# What you are asked to do
Write out the full listing exactly as given, minus the images.

# Data excerpt
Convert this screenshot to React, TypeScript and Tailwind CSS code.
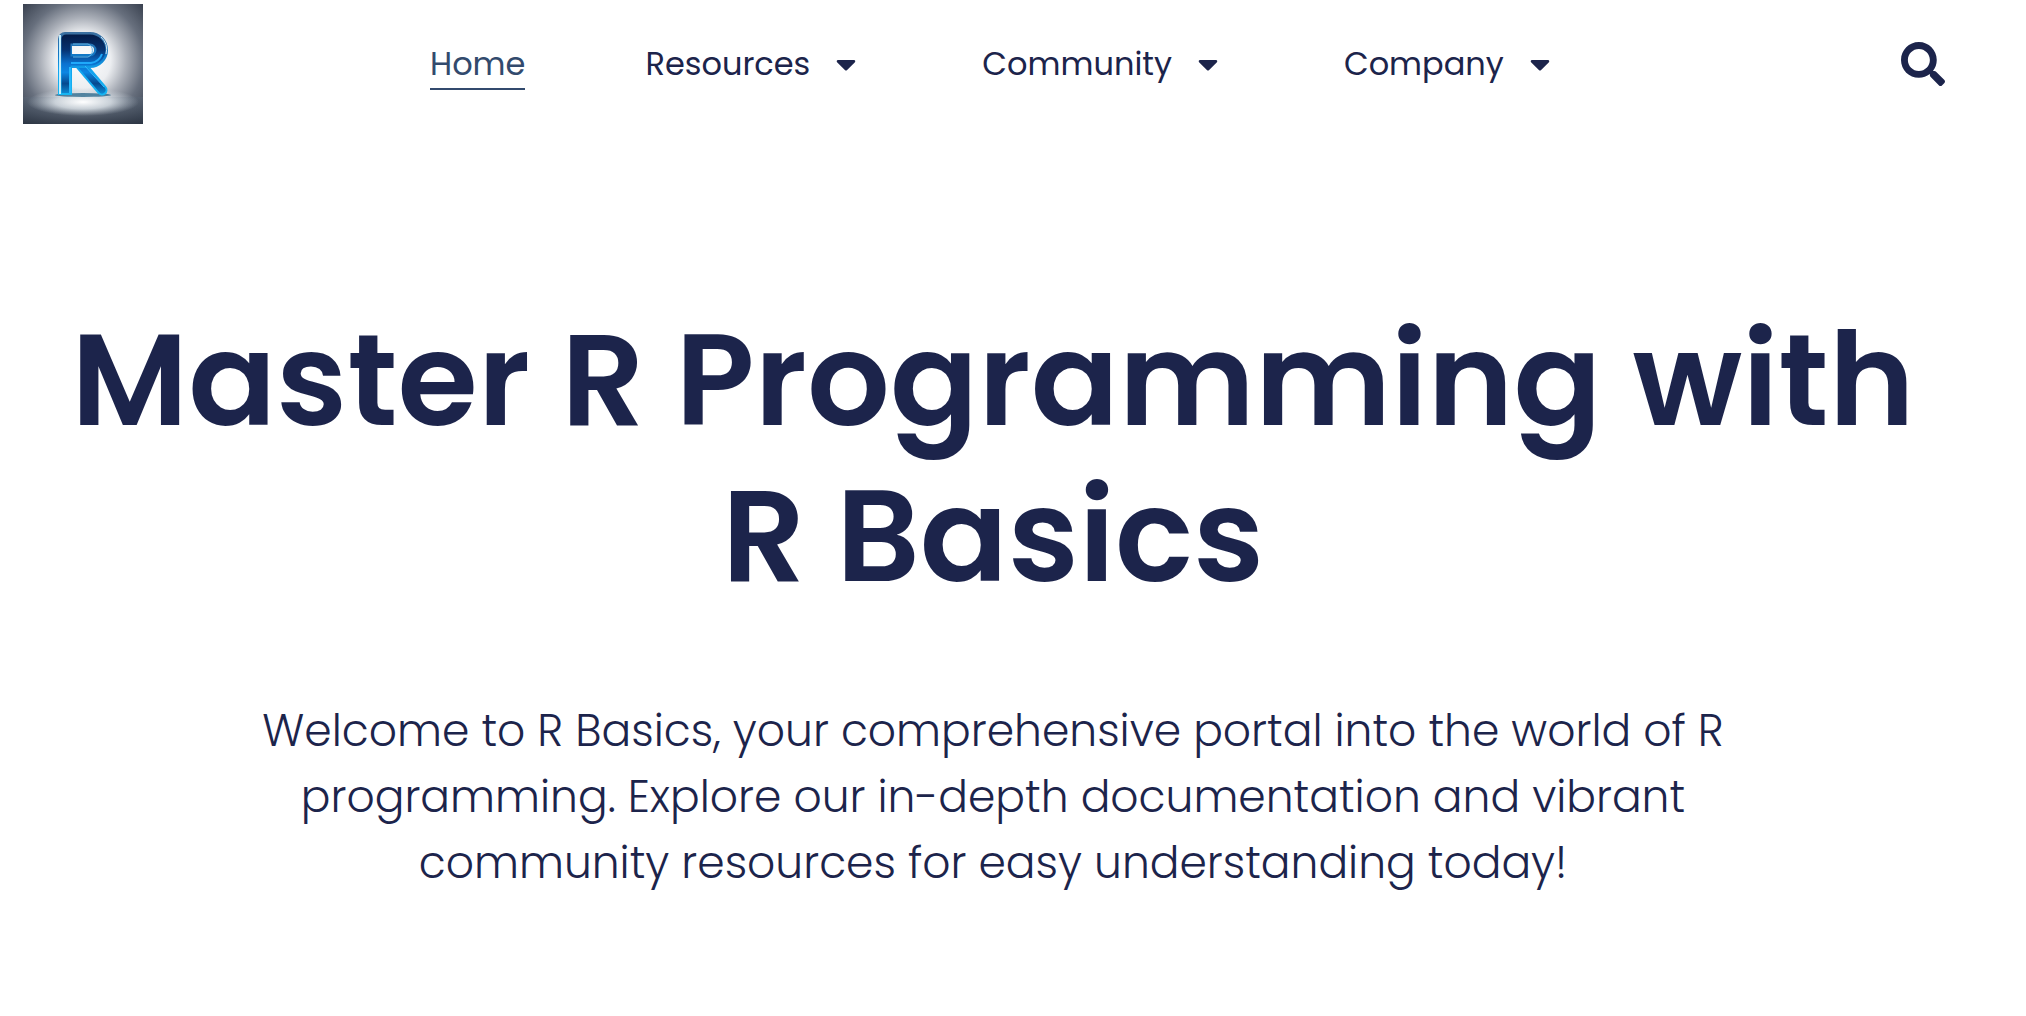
import { FaCaretDown, FaSearch } from 'react-icons/fa';

function Logo() {
  return (
    <svg viewBox="0 0 120 120" className="size-[120px]" role="img" aria-label="R Basics">
      <defs>
        <radialGradient id="glow" cx="0.5" cy="0.47" r="0.72">
          <stop offset="0" stopColor="#ffffff" />
          <stop offset="0.32" stopColor="#eceef1" />
          <stop offset="0.5" stopColor="#a9aeb7" />
          <stop offset="0.7" stopColor="#676f7d" />
          <stop offset="1" stopColor="#303846" />
        </radialGradient>
        <linearGradient id="floor" x1="0" y1="0" x2="0" y2="1">
          <stop offset="0" stopColor="#5d6b7c" stopOpacity="0.35" />
          <stop offset="1" stopColor="#2c3543" stopOpacity="0.8" />
        </linearGradient>
        <radialGradient id="shine">
          <stop offset="0" stopColor="#ffffff" />
          <stop offset="0.5" stopColor="#e6edf2" stopOpacity="0.75" />
          <stop offset="1" stopColor="#c9d3dc" stopOpacity="0" />
        </radialGradient>
        <linearGradient id="rim" gradientUnits="userSpaceOnUse" x1="0" y1="28" x2="0" y2="92">
          <stop offset="0" stopColor="#3c6f9f" />
          <stop offset="0.35" stopColor="#1176c4" />
          <stop offset="0.6" stopColor="#12a5f0" />
          <stop offset="1" stopColor="#16b6f2" />
        </linearGradient>
        <linearGradient id="glass" gradientUnits="userSpaceOnUse" x1="0" y1="30" x2="0" y2="92">
          <stop offset="0" stopColor="#031a45" />
          <stop offset="0.25" stopColor="#06316f" />
          <stop offset="0.48" stopColor="#0a72d0" />
          <stop offset="0.62" stopColor="#0c86e2" />
          <stop offset="0.8" stopColor="#05498f" />
          <stop offset="1" stopColor="#0e9be6" />
        </linearGradient>
      </defs>
      <rect width="120" height="120" fill="url(#glow)" />
      <rect y="93" width="120" height="27" fill="url(#floor)" />
      <ellipse cx="60" cy="98" rx="56" ry="14" fill="url(#shine)" />
      <ellipse cx="60" cy="91" rx="28" ry="2" fill="#175a80" opacity="0.7" />
      <g fill="none" strokeLinejoin="round">
        <path d="M57 60 L79 86" stroke="url(#rim)" strokeWidth="11" strokeLinecap="round" />
        <path d="M57 60 L79 86" stroke="url(#glass)" strokeWidth="7" strokeLinecap="round" />
        <path d="M42 91 V35 H67 A11 11 0 0 1 67 57 H46" stroke="url(#rim)" strokeWidth="14" />
        <path d="M43 89 V35 H67 A11 11 0 0 1 67 57 H46" stroke="url(#glass)" strokeWidth="9" />
        <path d="M37 90 V31" stroke="#c4efff" strokeWidth="2" />
        <path d="M47 89 V63" stroke="#25b8fb" strokeWidth="2" />
        <path d="M50 40 H65 A7 7 0 0 1 65 53 H50" stroke="#5fb4e6" strokeWidth="1" />
        <path d="M48 59 H68 A14 14 0 0 0 79 50" stroke="#1fa9fa" strokeWidth="2" />
        <path d="M78 33 A17 17 0 0 1 83 50" stroke="#cfe6f5" strokeWidth="1" />
        <path d="M62 62 L81 83" stroke="#2fbcff" strokeWidth="1" />
      </g>
    </svg>
  );
}

const menus = ['Resources', 'Community', 'Company'];

export default function App() {
  return (
    <div className="min-h-screen bg-white font-['Poppins','Inter',sans-serif] text-[#1c244b]">
      <header className="flex items-center py-1 pr-[81px] pl-[23px]">
        <a href="#home" className="shrink-0">
          <Logo />
        </a>
        <nav aria-label="Main" className="ml-[287px] flex items-center gap-[120px] text-[32px] leading-[52px]">
          <a href="#home" aria-current="page" className="relative text-[#324a6d] after:absolute after:inset-x-0 after:bottom-0 after:h-0.5 after:bg-[#324a6d]">
            Home
          </a>
          {menus.map((label) => (
            <button key={label} type="button" aria-haspopup="menu" className="flex items-center gap-[26px] pr-1.5">
              {label}
              <FaCaretDown className="h-8 w-5" />
            </button>
          ))}
        </nav>
        <button type="button" aria-label="Search" className="ml-auto">
          <FaSearch className="size-11" />
        </button>
      </header>
      <main className="flex flex-col items-center pt-[174px] pr-10 text-center">
        <h1 className="max-w-[1906px] text-[130px] leading-[156px] font-semibold">Master R Programming with R Basics</h1>
        <p className="mt-[84px] max-w-[1500px] text-[44px] leading-[66px] font-light">
          Welcome to R Basics, your comprehensive portal into the world of R programming. Explore our in-depth
          documentation and vibrant community resources for easy understanding today!
        </p>
      </main>
    </div>
  );
}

# Result
Convert this screenshot to React, TypeScript and Tailwind CSS code.
import { FaCaretDown, FaSearch } from 'react-icons/fa';

function Logo() {
  return (
    <svg viewBox="0 0 120 120" className="size-[120px]" role="img" aria-label="R Basics">
      <defs>
        <radialGradient id="glow" cx="0.5" cy="0.47" r="0.72">
          <stop offset="0" stopColor="#ffffff" />
          <stop offset="0.32" stopColor="#eceef1" />
          <stop offset="0.5" stopColor="#a9aeb7" />
          <stop offset="0.7" stopColor="#676f7d" />
          <stop offset="1" stopColor="#303846" />
        </radialGradient>
        <linearGradient id="floor" x1="0" y1="0" x2="0" y2="1">
          <stop offset="0" stopColor="#5d6b7c" stopOpacity="0.35" />
          <stop offset="1" stopColor="#2c3543" stopOpacity="0.8" />
        </linearGradient>
        <radialGradient id="shine">
          <stop offset="0" stopColor="#ffffff" />
          <stop offset="0.5" stopColor="#e6edf2" stopOpacity="0.75" />
          <stop offset="1" stopColor="#c9d3dc" stopOpacity="0" />
        </radialGradient>
        <linearGradient id="rim" gradientUnits="userSpaceOnUse" x1="0" y1="28" x2="0" y2="92">
          <stop offset="0" stopColor="#3c6f9f" />
          <stop offset="0.35" stopColor="#1176c4" />
          <stop offset="0.6" stopColor="#12a5f0" />
          <stop offset="1" stopColor="#16b6f2" />
        </linearGradient>
        <linearGradient id="glass" gradientUnits="userSpaceOnUse" x1="0" y1="30" x2="0" y2="92">
          <stop offset="0" stopColor="#031a45" />
          <stop offset="0.25" stopColor="#06316f" />
          <stop offset="0.48" stopColor="#0a72d0" />
          <stop offset="0.62" stopColor="#0c86e2" />
          <stop offset="0.8" stopColor="#05498f" />
          <stop offset="1" stopColor="#0e9be6" />
        </linearGradient>
      </defs>
      <rect width="120" height="120" fill="url(#glow)" />
      <rect y="93" width="120" height="27" fill="url(#floor)" />
      <ellipse cx="60" cy="98" rx="56" ry="14" fill="url(#shine)" />
      <ellipse cx="60" cy="91" rx="28" ry="2" fill="#175a80" opacity="0.7" />
      <g fill="none" strokeLinejoin="round">
        <path d="M57 60 L79 86" stroke="url(#rim)" strokeWidth="11" strokeLinecap="round" />
        <path d="M57 60 L79 86" stroke="url(#glass)" strokeWidth="7" strokeLinecap="round" />
        <path d="M42 91 V35 H67 A11 11 0 0 1 67 57 H46" stroke="url(#rim)" strokeWidth="14" />
        <path d="M43 89 V35 H67 A11 11 0 0 1 67 57 H46" stroke="url(#glass)" strokeWidth="9" />
        <path d="M37 90 V31" stroke="#c4efff" strokeWidth="2" />
        <path d="M47 89 V63" stroke="#25b8fb" strokeWidth="2" />
        <path d="M50 40 H65 A7 7 0 0 1 65 53 H50" stroke="#5fb4e6" strokeWidth="1" />
        <path d="M48 59 H68 A14 14 0 0 0 79 50" stroke="#1fa9fa" strokeWidth="2" />
        <path d="M78 33 A17 17 0 0 1 83 50" stroke="#cfe6f5" strokeWidth="1" />
        <path d="M62 62 L81 83" stroke="#2fbcff" strokeWidth="1" />
      </g>
    </svg>
  );
}

const menus = ['Resources', 'Community', 'Company'];

export default function App() {
  return (
    <div className="min-h-screen bg-white font-['Poppins','Inter',sans-serif] text-[#1c244b]">
      <header className="flex items-center py-1 pr-[81px] pl-[23px]">
        <a href="#home" className="shrink-0">
          <Logo />
        </a>
        <nav aria-label="Main" className="ml-[287px] flex items-center gap-[120px] text-[32px] leading-[52px]">
          <a href="#home" aria-current="page" className="relative text-[#324a6d] after:absolute after:inset-x-0 after:bottom-0 after:h-0.5 after:bg-[#324a6d]">
            Home
          </a>
          {menus.map((label) => (
            <button key={label} type="button" aria-haspopup="menu" className="flex items-center gap-[26px] pr-1.5">
              {label}
              <FaCaretDown className="h-8 w-5" />
            </button>
          ))}
        </nav>
        <button type="button" aria-label="Search" className="ml-auto">
          <FaSearch className="size-11" />
        </button>
      </header>
      <main className="flex flex-col items-center pt-[174px] pr-10 text-center">
        <h1 className="max-w-[1906px] text-[130px] leading-[156px] font-semibold">Master R Programming with R Basics</h1>
        <p className="mt-[84px] max-w-[1500px] text-[44px] leading-[66px] font-light">
          Welcome to R Basics, your comprehensive portal into the world of R programming. Explore our in-depth
          documentation and vibrant community resources for easy understanding today!
        </p>
      </main>
    </div>
  );
}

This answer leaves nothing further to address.